Cross - country riding
Eventing discipline requires first of all a high level of horsemanship.
Although the three phases of eventing are of equal importance, the cross-country is often the main reason for riders to partecipate in this discipline and is often the most dominant phase.
Rider and horse need a high level of skill in all three phases, but the most challenging within eventing is to link up the three phases so that the work complements and improves, rather than spoils, each phase. The eventing discipline is a high level of horsemanship and understanding of the horse’s basic training, that will achieve a high standard in each of the three disciplines, not separately, but together, which defines the skills of an event rider.
Cross-country riding will test the rider’s balance, judgement, courage, agility and quickness of reaction and horse’s courage, agility and obedience. To maintain the gallop regular is a main goal for obtaining a good performance.
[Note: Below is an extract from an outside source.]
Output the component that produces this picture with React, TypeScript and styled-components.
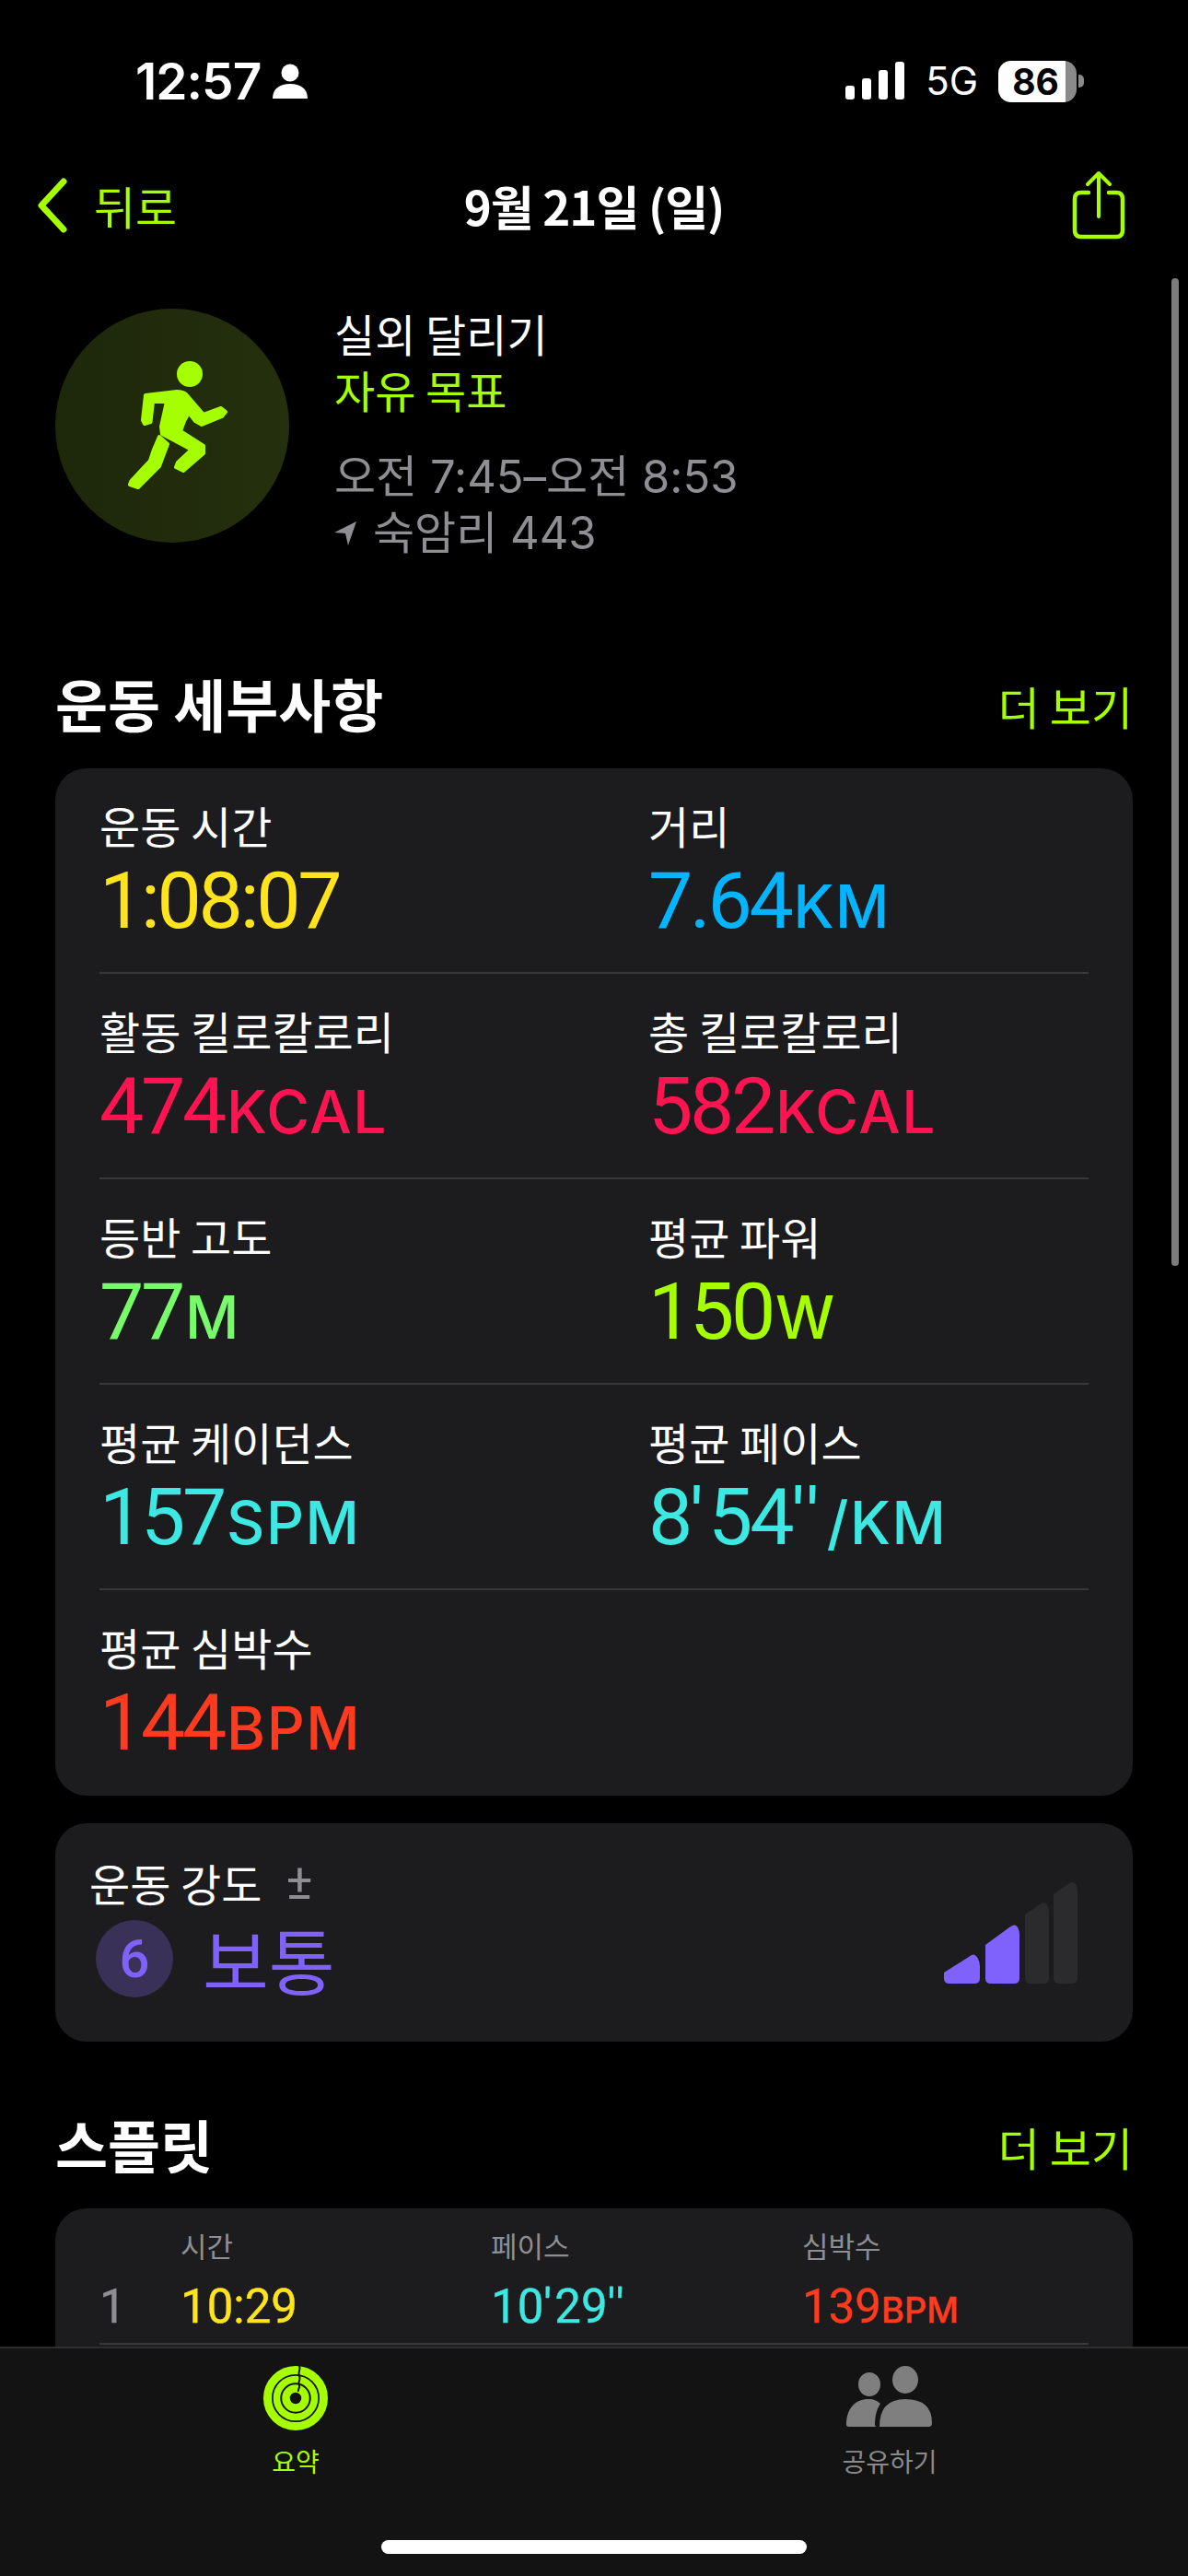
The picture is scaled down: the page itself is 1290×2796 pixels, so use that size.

A horse galloping in balance on a line in good rhythm is going to take less out of himself, run less risk of injury, be able to jump better and more economically and therefore save time. Devoloping his natural balance and rhythm will be of great benefit in the dressage work.
To achieve the above it is important that the horse is galloping true and using himself in the right way, and that the horse and rider feel comfortable together when galloping. Controlling the horse while galloping requires a deep communication between him and the rider, besides the good position and right use of aids. The rider should have a good rapport with horse through the reins: the soft and constant contact. The hands should be wise and know when they must leave the horse free to choose and use his body without any restriction and must be able to create a sense of balance.
Feeling and confidence are the basic quality of a good eventing pair. The bond that is created between the rider and his horse is really special.
As the cross-country is as inflential as the dressage and show jumping it should be practised to the same extent. By starting to practise this at slow speed and gradually building up the speed the rider should also develop a sense of what is the correct cross-country speed.